As you Maye or Maye not recall, the Bills ruled the roost – and the AFC at large – in the first half of the 1990s, qualifying for a record four consecutive Super Bowls between the 1990 and ’93 seasons. Then the Patriots emerged under coach Bill Parcells, reaching the Super Bowl themselves to end the 1996 campaign, before blossoming into perhaps the league’s greatest-ever dynasty with Bill Belichick and quarterback Tom Brady during the first two decades of the 21st century. Then TB12 left for Tampa, and Allen’s Bills awoke from their long, cold winter – claiming New England’s erstwhile throne and now in pursuit of a sixth consecutive AFC East crown.
Unless they’re unexpectedly usurped.
With little evidence that the New York Jets or Miami Dolphins are anywhere close to their occasional spasms of relevance, it appears the Patriots are approaching a resurrection led by Maye and first-year coach Mike Vrabel − as a player, the former linebacker, along with Brady, Belichick, et al., helped keep the Bills basically dead and buried for the 17 seasons preceding head coach Sean McDermott’s arrival in 2017. Allen was drafted a year later.
Sunday night was the Patriots’ first win at Buffalo since a quirky, windswept game in 2021, when then-New England quarterback Mac Jones attempted three passes in a 14-10 victory – and following it, McDermott wanted no part of hearing what a brilliant tactician Belichick was. And by that point the Patriots had largely abdicated anyway – which was quite evident when the brief Jones-Belichick edition was dismissed 47-17 in their playoff return to Highmark Stadium a month later.
What could be different moving forward is that the prime years of Allen and his quasi-football clone, Maye, could actually overlap when both are at or near their peaks. That was never really the case for Jim Kelly and Drew Bledsoe or Brady and Allen.
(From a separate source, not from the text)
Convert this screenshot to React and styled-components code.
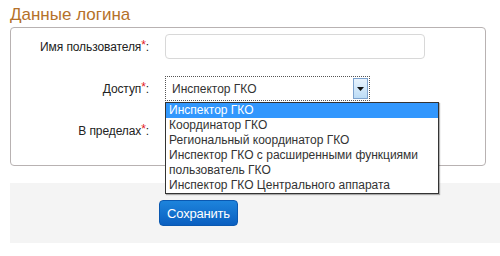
import styled, { createGlobalStyle } from "styled-components";

const GlobalStyle = createGlobalStyle`
  body {
    margin: 0;
    background: #fff;
    font-family: "Liberation Sans", Arial, sans-serif;
  }
`;

const roles = [
  "Инспектор ГКО",
  "Координатор ГКО",
  "Региональный координатор ГКО",
  "Инспектор ГКО с расширенными функциями",
  "пользователь ГКО",
  "Инспектор ГКО Центрального аппарата",
];

export default function App() {
  return (
    <>
      <GlobalStyle />
      <Page>
        <Title>Данные логина</Title>
        <Box>
          <Row>
            <Label>Имя пользователя<Star>*</Star>:</Label>
            <TextInput />
          </Row>
          <Row>
            <Label>Доступ<Star>*</Star>:</Label>
            <SelectWrap>
              <Select>
                <span>Инспектор ГКО</span>
                <Arrow>
                  <svg width="7" height="4" viewBox="0 0 7 4">
                    <path d="M0 0h7L3.5 4z" fill="#111" />
                  </svg>
                </Arrow>
              </Select>
              <List>
                {roles.map((r, i) => (
                  <Option key={r} selected={i === 0}>{r}</Option>
                ))}
              </List>
            </SelectWrap>
          </Row>
          <Row>
            <Label>В пределах<Star>*</Star>:</Label>
          </Row>
        </Box>
        <Footer>
          <Button>Сохранить</Button>
        </Footer>
      </Page>
    </>
  );
}

const Page = styled.div`
  padding-left: 10px;
  padding-top: 4px;
`;

const Title = styled.h2`
  margin: 0;
  font-size: 17px;
  font-weight: normal;
  line-height: 22px;
  color: #b5712a;
`;

const Box = styled.div`
  margin-top: 1px;
  width: 474px;
  height: 131px;
  border: 1px solid #b8b2b2;
  border-radius: 4px;
  padding-top: 6px;
  display: flex;
  flex-direction: column;
  gap: 17px;
`;

const Row = styled.div`
  display: flex;
  align-items: center;
  height: 25px;
`;

const Label = styled.label`
  width: 138px;
  margin-right: 16px;
  text-align: right;
  font-size: 12px;
  letter-spacing: -0.1px;
  color: #222;
`;

const Star = styled.span`
  color: #e2191e;
  position: relative;
  top: -2px;
`;

const TextInput = styled.div`
  width: 258px;
  height: 23px;
  border: 1px solid #d8d8d8;
  border-radius: 4px;
  background: #fff;
`;

const SelectWrap = styled.div`
  position: relative;
  width: 205px;
  height: 25px;
`;

const Select = styled.div`
  box-sizing: border-box;
  width: 205px;
  height: 25px;
  border: 1px dotted #555;
  display: flex;
  align-items: center;
  justify-content: space-between;
  padding: 0 1px 0 6px;
  font-size: 12px;
  color: #333;
  background: #fff;
`;

const Arrow = styled.div`
  width: 15px;
  height: 21px;
  border: 1px solid #7da2ce;
  box-sizing: border-box;
  background: linear-gradient(#e8f3fd, #bcdcf6);
  display: flex;
  align-items: center;
  justify-content: center;
`;

const List = styled.div`
  position: absolute;
  left: 0;
  top: 26px;
  width: 272px;
  border: 1px solid #333;
  background: #fff;
  box-shadow: 1px 1px 1px rgba(0, 0, 0, 0.3);
  z-index: 2;
`;

const Option = styled.div`
  height: 15px;
  line-height: 15px;
  padding-left: 3px;
  font-size: 12px;
  white-space: nowrap;
  color: ${(p) => (p.selected ? "#fff" : "#333")};
  background: ${(p) => (p.selected ? "#3297fd" : "#fff")};
`;

const Footer = styled.div`
  margin-top: 17px;
  height: 60px;
  background: #f4f4f4;
  padding-left: 149px;
  padding-top: 17px;
  box-sizing: border-box;
`;

const Button = styled.button`
  width: 79px;
  height: 26px;
  border: 1px solid #0a58b0;
  border-radius: 4px;
  background: linear-gradient(#1d84dc, #0a5fc0);
  color: #fff;
  font-family: "Liberation Sans", Arial, sans-serif;
  font-size: 13px;
  letter-spacing: -0.2px;
  padding: 0;
`;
Or even Bledsoe and Brady, originally teammates in Foxborough and briefly adversaries later − though Bledsoe ultimately finished 1-5 against New England, which chose him atop the 1993 draft … and paid him exorbitantly until Belichick (correctly and unceremoniously) kicked the injured QB to the curb in 2001, when Brady went on to lead the Patriots to the first of their six Lombardi Trophies. Bledsoe was exiled to Buffalo months later.
But it’s New England that’s morphed into a football version of Siberia in recent years, and now it’s the Patriots who want to come in from the cold.
“What Coach Vrabel says is that’s where we want to go, where we want to be at is where the Bills have been the past couple years: contenders, winning the division and playing well at home,” Maye said last week.
“So, it’s a tough environment, and, like I said, they’re a great football team with some great players. So, we’ve got our hands full, but we’re excited.”
The rest of the football universe should be, too – especially during a season when rivalries like Ravens versus Steelers or Chiefs versus the universe might not have quite the same juice. The stakes should be a lot higher when the Patriots and Bills − both currently projected as playoff teams at this very early juncture − next meet Dec. 14 at Gillette Stadium.
“(I) think it’s important that we can take the next step, show that we are ready and that maybe some of our identity has a chance to let itself out,” Vrabel last week.
Mission accomplished. Maye it be the first of many.